Schools have always played catch up when it comes to those warning signs as well as mental illness and the benefits of social emotional learning. The Hope Squad is certainly a safety net but it’s also a proactive reminder for students that no one has to suffer alone.

“That’s our big goal as we grow and with our activities,” Roberson said. “We want people to know that we are here to spread yes, hope, but also awareness and help.”

Since late October, the Hope Squad has tried to do just that.

They’ve held a food drive for the Storehouse and each month they have a different theme. In December, it was generosity. Roberson and Doorenbos stressed that generosity wasn’t limited to donations and money.

“We talked about them being generous with words and actions,” Roberson said. “We did a ‘Generosity Challenge’ where you could give five people high-fives. You could thank the lunch staff. Thank a school counselor. Or make sure you talk to someone in the hall today you’ve never talked to before.”

The group has made posters listing crisis intervention phone numbers and posted them all over the school.

“When someone is having a problem, if they don’t go to the counselor they go in the bathroom,” Roberson said. “So those signs are up in the bathrooms.”

Last week was the national organization’s “Hope Week.” Feb. 13 was officially designated it’s “Day of Hope” with the Glenwood group having specific activities every day throughout the week.
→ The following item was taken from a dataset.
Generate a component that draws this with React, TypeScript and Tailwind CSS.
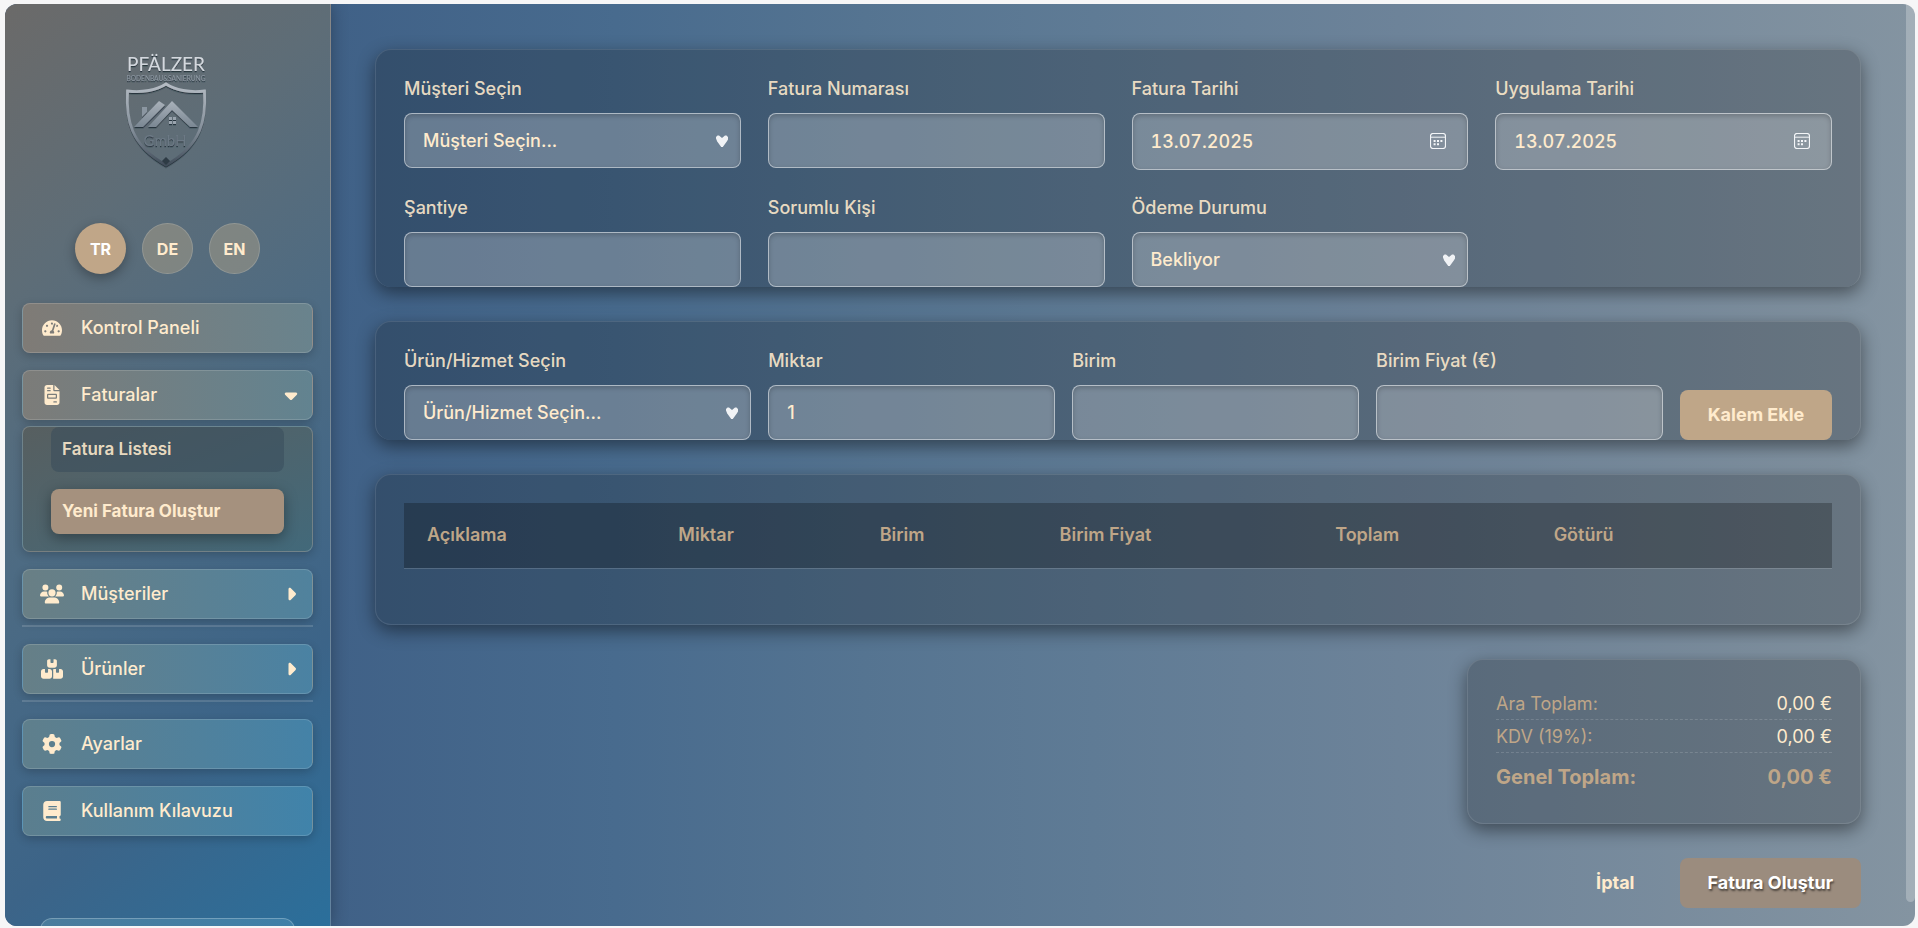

One day had squad members writing a positive message on a clothes pin and attaching it to another student’s backpack. The squad also planned to drop in to random classrooms to handout positive message stickers and candy. A “Hope Fair” offered a shredder for students to scribble out their most stressful feelings and then feed them into the shredder. A “Hope Wall” and Valentine’s cards were available for students to share positive messages.

“It’s all about spreading kindness and generosity and caring and compassion,” Roberson said.

With the program just a few months old in Glenwood, it’s hard to put a metric on the Hope Squad’s success but the response, Roberson said, has been overwhelming positive among both students and staff.

“What I have noticed is that we have excitement with the Hope Squad. They’re excited to bring these activities to the school and what we’re doing. They’re excited and willing to do what is asked of them knowing that what they’re building, it’s beyond just right now.”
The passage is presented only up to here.